1. Make sure the questions flow
When writing the questions for the group moderator’s guide, order the questions in a logical manner so that they take participants on a logical and sequential journey through the different topics you are exploring. Keep the most important questions at the start of each section so that if you run out of time you don’t miss them.
2. Recruitment matters
To ensure the group runs smoothly it is important that you recruit the right people for the group. Of course this means recruiting people who meet the client’s brief, but additionally it means recruiting people who (unless specifically needed) come from different backgrounds, aren’t related, married or close friends. This ensures that there are no unwanted cliques and that a variety of experiences and views are represented.
3. Come prepared and organised
Make sure the experience gets off to a good start by being organised and bringing everything you need and everything you think you might need (a small suitcase with wheels is a great way to transport these items.) A focus group checklist helps to make sure that things like sign in sheets, pens, blue tac, post-it notes and whiteboard markers are not forgotten.
4. Know your content, but be flexible
There is nothing worse than a moderator staring down at their guide the entire group rather than engaging with the participants. Know what you’re asking and what is most important. To check that new issues are covered, pop out during an activity and ask the client (if they are viewing) or a colleague if there is anything that should be addressed in the final minutes.
5. Location, location, location
Choose a space for your group that is professional but not too clinical. It is important that participants feel comfortable otherwise they may not feel confident to share their opinions. Set up the space with all your materials laid out, easy to access food and drinks for participants, and keep the room at a nice cool temperature.
6. Start the way you want to finish
It is important to remember that you (as the moderator) set the tone for the group and create the ‘vibe’ you want. Try and make some light hearted comments at the start of the group, offer participants food and drink and go around the group and ask each person to introduce themselves to make participants feel comfortable.
7. Mixed modal groups- Use different formats and activities during the group
The standard focus group length of 1.5 hours can feel like a long time when it is limited to group discussion. Try using post it notes to get participant’s quick thoughts on topics, use a whiteboard for brainstorming and electronic voting technology to break up the discussion.
8. Hear everyone’s opinion
Group dynamics can be the make or break for any focus group. It’s important that everyone’s views are heard and welcomed.
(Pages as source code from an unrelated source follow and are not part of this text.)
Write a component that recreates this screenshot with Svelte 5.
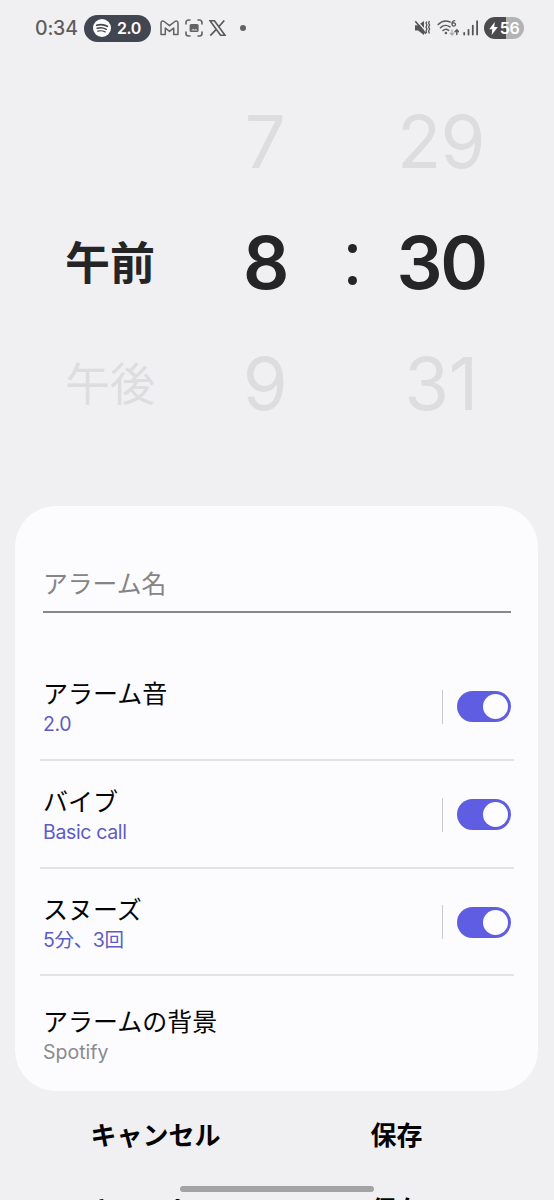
<script>
  let periods = ["", "午前", "午後"];
  let hours = [7, 8, 9];
  let minutes = [29, 30, 31];

  let name = $state("");
  let settings = $state([
    { title: "アラーム音", detail: "2.0", on: true },
    { title: "バイブ", detail: "Basic call", on: true },
    { title: "スヌーズ", detail: "5分、3回", on: true },
    { title: "アラームの背景", detail: "Spotify" },
  ]);
</script>

<div class="screen">
  <header class="status">
    <span class="clock">0:34</span>
    <div class="media">
      <svg width="18" height="18" viewBox="0 0 18 18">
        <circle cx="9" cy="9" r="9" fill="#fff" />
        <g fill="none" stroke="#424650" stroke-linecap="round">
          <path d="M3.700 6.300c3.600-1.100 7.400-.8 10.700 1" stroke-width="1.700" />
          <path d="M4.200 9.300c3-.9 6.300-.6 9.100 1" stroke-width="1.500" />
          <path d="M4.700 12.100c2.600-.7 5.100-.4 7.500.8" stroke-width="1.200" />
        </g>
      </svg>
      <span>2.0</span>
    </div>
    <div class="notices">
      <svg width="19" height="16" viewBox="0 0 19 16" fill="none" stroke="#626265" stroke-width="1.500" stroke-linejoin="round">
        <path d="M1 14.500V3C1 1 2.800.5 4.100 1.500l5.400 4.200 5.400-4.200C16.200.5 18 1 18 3v11.500h-4.300V8l-4.200 3.400L5.300 8v6.500Z" />
      </svg>
      <svg width="18" height="18" viewBox="0 0 18 18" fill="none" stroke="#626265" stroke-width="1.600" stroke-linecap="round">
        <path d="M1 5V3.500A2.500 2.500 0 0 1 3.500 1H5M13 1h1.500A2.500 2.500 0 0 1 17 3.500V5M17 13v1.500a2.500 2.500 0 0 1-2.500 2.500H13M5 17H3.500A2.500 2.500 0 0 1 1 14.500V13" />
        <rect x="4.600" y="5" width="9" height="8" rx="1.500" fill="#626265" stroke="none" />
        <path d="m6 11.500 2.200-1.800 1.500 1L11 9.700l1.500 1.800Z" fill="#d0d0d2" stroke="none" />
      </svg>
      <svg width="17" height="16" viewBox="0 0 17 16" fill="none" stroke="#5a5a5d">
        <path d="M1 .7h4.400L16 15.300h-4.400Z" stroke-width="1.600" />
        <path d="M15.300.5 9.500 7M7.300 9.300 1.300 15.600" stroke-width="1.700" />
      </svg>
    </div>
    <i class="more"></i>
    <div class="radios">
      <svg width="17" height="18" viewBox="0 0 17 18" fill="none" stroke="#555558">
        <path d="M1 6.300h3L10 2v14l-6-4.500H1Z" fill="#555558" stroke="none" />
        <path d="m2.700 1.500 9 10.500" stroke="#f0f0f2" stroke-width="1.300" />
        <path d="m1.300 2.200 10.500 12.600" stroke-width="1.600" />
        <path d="M12.700 2.500 12 4l.9 2-.9 2 .9 2-.9 2 .7 2M15.400 2l-.8 2 1 2-1 2 1 2-1 2 .8 2.500" stroke-width="1.300" />
      </svg>
      <svg width="22" height="18" viewBox="0 0 22 18" fill="none" stroke="#5c5c5f" stroke-width="1.600" stroke-linecap="round">
        <path d="M1.200 5.500C4.500 2 9 1.200 13 3M3.500 8.700c2.500-2.500 6.500-2.900 9.500-.8M6 11.500c1.700-1.500 4-1.500 5.600-.2" />
        <circle cx="8.900" cy="14" r="1.300" fill="#5c5c5f" stroke="none" />
        <path d="M17.700 1.600c-2 .1-3 2-2.700 4 .5 2.200 3.600 1.800 3.500-.2-.1-1.900-2.700-2-3.400-.5" stroke-width="1.400" />
        <path d="M15 11v5m-1.700-1.800L15 16l1.700-1.800" stroke="#adadb0" stroke-width="1.300" />
        <path d="M19.800 15.500V11M18 12.700l1.800-1.900 1.800 1.900" stroke-width="1.500" />
      </svg>
      <svg class="signal" width="16" height="16" viewBox="0 0 16 16" stroke="#555558" stroke-width="1.800" stroke-linecap="round">
        <path d="M1.200 12.800v1.800M5.500 9.800v4.800M9.800 5.600v9M14.100 1.200v13.400" />
      </svg>
      <div class="battery">
        <svg width="9" height="13" viewBox="0 0 8 12"><path d="M5.200 0 0 6.700h2.900L2.300 12 8 4.600H4.700Z" fill="#fff" /></svg>
        <span>56</span>
      </div>
    </div>
  </header>

  <section class="picker">
    <div class="wheel period">
      {#each periods as value, i}
        <span class:current={i === 1}>{value}</span>
      {/each}
    </div>
    <div class="wheel hour">
      {#each hours as value, i}
        <span class:current={i === 1}>{value}</span>
      {/each}
    </div>
    <div class="colon"><i></i><i></i></div>
    <div class="wheel minute">
      {#each minutes as value, i}
        <span class:current={i === 1}>{value}</span>
      {/each}
    </div>
  </section>

  <main class="card">
    <input class="name" placeholder="アラーム名" bind:value={name} />
    {#each settings as item}
      <div class="row">
        <div class="label">
          <div class="title">{item.title}</div>
          <div class="detail" class:plain={item.on === undefined}>{item.detail}</div>
        </div>
        {#if item.on !== undefined}
          <i class="bar"></i>
          <button class="switch" class:on={item.on} aria-label={item.title} onclick={() => (item.on = !item.on)}>
            <i></i>
          </button>
        {/if}
      </div>
    {/each}
  </main>

  <!-- the second set of buttons peeks in at the bottom edge -->
  <footer>
    {#each [0, 1] as _}
      <div class="actions">
        <button>キャンセル</button>
        <button>保存</button>
      </div>
    {/each}
  </footer>
  <div class="home"></div>
</div>

<style>
  :global(body) {
    margin: 0;
    background: #f0f0f2;
  }

  .screen {
    width: 554px;
    height: 1200px;
    position: relative;
    overflow: hidden;
    display: flex;
    flex-direction: column;
    background: #f0f0f2;
    font-family: Inter, "Noto Sans CJK JP", sans-serif;
  }

  button {
    border: 0;
    padding: 0;
    background: none;
    font-family: inherit;
    color: inherit;
    cursor: pointer;
  }

  .status {
    height: 56px;
    box-sizing: border-box;
    padding: 0 30px 0 35px;
    display: flex;
    align-items: center;
    flex-shrink: 0;
  }

  .clock {
    width: 49px;
    font-size: 19.5px;
    font-weight: 500;
    letter-spacing: -0.2px;
    color: #5d5d60;
  }

  .media {
    width: 67px;
    height: 27px;
    box-sizing: border-box;
    padding-left: 9px;
    border-radius: 14px;
    background: #424650;
    color: #fff;
    display: flex;
    align-items: center;
    gap: 6px;
    font-size: 16px;
    font-weight: 600;
    letter-spacing: -0.5px;
  }

  .notices {
    display: flex;
    align-items: center;
    gap: 6px;
    margin-left: 9px;
  }

  .more {
    width: 6px;
    height: 6px;
    border-radius: 50%;
    background: #626265;
    margin-left: 14px;
  }

  .radios {
    margin-left: auto;
    display: flex;
    align-items: center;
  }

  .radios svg:nth-child(2) {
    margin-left: 6px;
  }

  .radios .signal {
    margin-left: 4px;
  }

  .battery {
    width: 40px;
    height: 22px;
    margin-left: 5px;
    border-radius: 11px;
    background: linear-gradient(90deg, #4b4b4d 56%, #b3b3b5 56%);
    display: flex;
    align-items: center;
    justify-content: center;
    gap: 2px;
    color: #fff;
    font-size: 16px;
    font-weight: 600;
    letter-spacing: -0.3px;
  }

  .picker {
    height: 450px;
    box-sizing: border-box;
    padding: 25px 32px 0;
    display: flex;
    flex-shrink: 0;
  }

  .wheel {
    display: flex;
    flex-direction: column;
    font-size: 72.5px;
    letter-spacing: -0.5px;
    color: #dddddf;
  }

  .wheel span {
    height: 121px;
    line-height: 121px;
    text-align: center;
  }

  .wheel .current {
    color: #252527;
    font-weight: 600;
    letter-spacing: -2.5px;
  }

  .period {
    width: 156px;
    padding-top: 1px;
    font-size: 45px;
    letter-spacing: 0;
  }

  .period .current {
    font-weight: 700;
    letter-spacing: 0;
  }

  .hour {
    width: 154px;
  }

  .minute {
    width: 156px;
  }

  .colon {
    width: 21px;
    height: 367px;
    display: flex;
    flex-direction: column;
    align-items: center;
    justify-content: center;
    gap: 23px;
  }

  .colon i {
    width: 9px;
    height: 9px;
    border-radius: 50%;
    background: #252527;
  }

  .card {
    width: 523px;
    height: 584.5px;
    box-sizing: border-box;
    margin: 0 0 0 15px;
    padding: 51px 24px 0 25px;
    border-radius: 41px;
    background: #fcfcfe;
    flex-shrink: 0;
  }

  .name {
    display: block;
    width: 468px;
    height: 56px;
    box-sizing: border-box;
    margin: 0 0 40px 3px;
    padding: 0;
    border: 0;
    border-bottom: 2px solid #88888a;
    background: none;
    outline: 0;
    font-family: inherit;
    font-size: 24.8px;
    color: #000;
  }

  .name::placeholder {
    color: #858587;
    opacity: 1;
  }

  .row {
    height: 107.8px;
    box-sizing: border-box;
    padding: 2px 3px 0;
    display: flex;
    align-items: center;
    border-bottom: 2px solid #e3e3e5;
  }

  .row:last-child {
    border: 0;
    height: 118px;
  }

  .label {
    flex: 1;
    padding-top: 3px;
  }

  .row:last-child .label {
    padding-top: 0;
  }

  .title {
    font-size: 25px;
    line-height: 32px;
    color: #050505;
  }

  .detail {
    font-size: 19.5px;
    line-height: 28px;
    letter-spacing: -0.35px;
    color: #5c5bc7;
  }

  .detail.plain {
    letter-spacing: 0;
    color: #8a8a8c;
  }

  .bar {
    width: 1px;
    height: 34px;
    background: #c9c9cc;
    margin-right: 14px;
  }

  .switch {
    width: 54px;
    height: 31px;
    box-sizing: border-box;
    padding: 3px;
    border-radius: 16px;
    background: #b5b5b8;
    display: flex;
  }

  .switch.on {
    background: #5f5ee2;
    justify-content: flex-end;
  }

  .switch i {
    width: 25px;
    height: 25px;
    border-radius: 50%;
    background: #fdfdff;
  }

  footer {
    padding: 5px 37px 0 35px;
  }

  .actions {
    height: 75px;
    display: flex;
  }

  .actions button {
    flex: 1;
    font-size: 26px;
    font-weight: 700;
    color: #050505;
  }

  .home {
    position: absolute;
    left: 180px;
    top: 1186px;
    width: 194px;
    height: 6px;
    border-radius: 3px;
    background: #a3a3a5;
  }
</style>
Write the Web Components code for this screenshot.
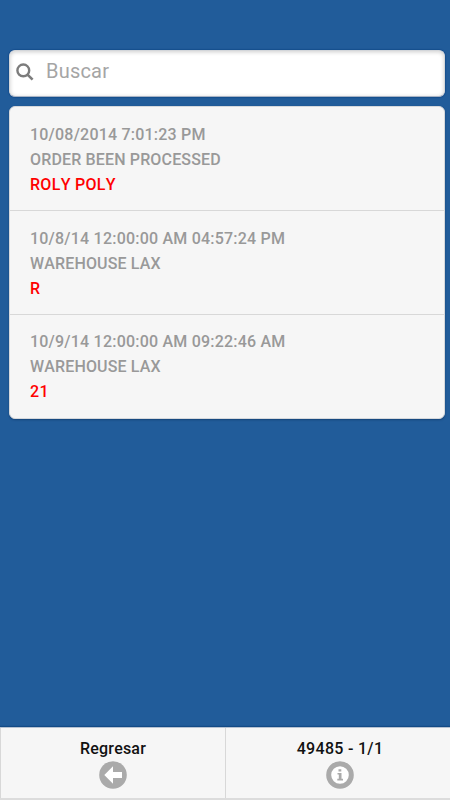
<!DOCTYPE html>
<html lang="es"><head><meta charset="utf-8"><title>Buscar</title>
<style>
html,body{margin:0;height:100%}
body{background:#215c9a;font-family:Roboto,"Liberation Sans",sans-serif;font-kerning:none}
</style></head><body>
<track-page>
  <search-box label="Buscar"></search-box>
  <event-list>
    <event-row><span slot="date">10/08/2014 7:01:23 PM</span><span slot="status">ORDER BEEN PROCESSED</span><span slot="note">ROLY POLY</span></event-row>
    <event-row><span slot="date">10/8/14 12:00:00 AM 04:57:24 PM</span><span slot="status">WAREHOUSE LAX</span><span slot="note">R</span></event-row>
    <event-row><span slot="date">10/9/14 12:00:00 AM 09:22:46 AM</span><span slot="status">WAREHOUSE LAX</span><span slot="note">21</span></event-row>
  </event-list>
  <nav-bar slot="footer">
    <nav-button icon="back">Regresar</nav-button>
    <nav-button icon="info">49485 - 1/1</nav-button>
  </nav-bar>
</track-page>
<script>
function define(name, html, setup){
  customElements.define(name, class extends HTMLElement{
    constructor(){
      super();
      this.attachShadow({mode:"open"}).innerHTML = html;
    }
    connectedCallback(){ if(setup) setup(this, this.shadowRoot); }
  });
}
define("track-page", `<style>
:host{display:flex;flex-direction:column;height:100vh;box-sizing:border-box}
main{flex:1;padding:50px 5px 0 8.5px;display:flex;flex-direction:column;gap:9px}
</style><main><slot></slot></main><slot name="footer"></slot>`);
define("search-box", `<style>
:host{display:flex;align-items:center;box-sizing:border-box;height:47px;border:1px solid #d3d6da;border-bottom-color:#a9b4c6;border-radius:6px;background:#fff;
box-shadow:inset 0 1px 4px rgba(0,0,0,.2),0 0 1px 1px rgba(0,55,120,.35);padding-left:6px}
svg{width:20px;height:20px;flex:none;margin-top:-3px}
span{margin-left:10.5px;font-size:20px;line-height:24px;color:#a5a5a5;letter-spacing:.2px;margin-top:-6px}
</style><svg viewBox="0 0 20 20" fill="none" stroke="#7c7c7c"><circle cx="7.3" cy="8.4" r="5.9" stroke-width="2.4"/><path d="M11.5 12.6L16.6 17.7" stroke-width="2.6"/></svg><span></span>`,
(el,root)=>{root.querySelector("span").textContent=el.getAttribute("label")});
define("event-list", `<style>
:host{display:block;box-sizing:border-box;height:313px;background:#f6f6f6;border:1px solid #d5d8dc;border-radius:6px;box-shadow:0 1px 2px rgba(0,30,70,.4);overflow:hidden}
::slotted(event-row:not(:last-child)){border-bottom:1px solid #d8d8d8}
::slotted(event-row:last-child){padding-top:14px}
</style><slot></slot>`);
define("event-row", `<style>
:host{display:flex;flex-direction:column;box-sizing:border-box;height:104px;padding:15px 20.5px 0;font-size:16px;line-height:25px;font-weight:500;color:#999;letter-spacing:.15px;white-space:nowrap}
.date{letter-spacing:.21px}
.note{color:#f00;letter-spacing:.3px}
</style><div class="date"><slot name="date"></slot></div><div><slot name="status"></slot></div><div class="note"><slot name="note"></slot></div>`);
define("nav-bar", `<style>
:host{display:grid;grid-template-columns:226px 1fr;box-sizing:border-box;height:73px;background:#f6f6f6;border-top:1px solid #b6c2d2;border-bottom:2px solid #dcdcdc;box-shadow:0 -1px 1px rgba(0,50,105,.4)}
::slotted(nav-button:first-child){border-left:1px solid #d8d8d8;border-right:1px solid #d8d8d8}
::slotted(nav-button:last-child){padding-left:4px}
</style><slot></slot>`);
define("nav-button", `<style>
:host{display:flex;flex-direction:column;align-items:center;box-sizing:border-box;padding-top:11px;font-size:16px;line-height:20px;font-weight:500;color:#111;letter-spacing:.3px}
:host([icon=back]){letter-spacing:.2px}
svg{width:28px;height:28px;margin-top:2px;margin-right:1px}
</style><slot></slot><svg viewBox="0 0 28 28"></svg>`,
(el,root)=>{
  root.querySelector("svg").innerHTML = el.getAttribute("icon")==="back"
  ? '<circle cx="14" cy="14" r="13.8" fill="#aaa"/><path d="M5.3 14L14 5.3V11H23V17H14V22.7Z" fill="#fff"/>'
  : '<circle cx="14" cy="14" r="11.3" fill="#fff" stroke="#aaa" stroke-width="5"/><path d="M12.5 8.2H15.3V10.6H12.5ZM11.5 12H15.5V17.7H17V19.4H11.3V17.7H12.8V13.6H11.5Z" fill="#aaa"/>';
});
</script></body></html>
Try giving everyone a name tag at the beginning of the group, this will help you be able to call on them to get their opinion if they aren’t speaking up.
9. Let the group flow naturally but stay in control
During the group let the conversation flow naturally but take the lead and gently bring the group back if they get too far off topic. Often the best insights are not through stilted question and answer structure but during free flowing group discussions.
10. Keep calm and just listen
Participants are going to feel more comfortable if the moderator seems relaxed and in control. They can tell and appreciate when you are listening to them and giving them your full attention. Use your body language, hand gestures and encouraging words to show that you value and are interested in their opinions.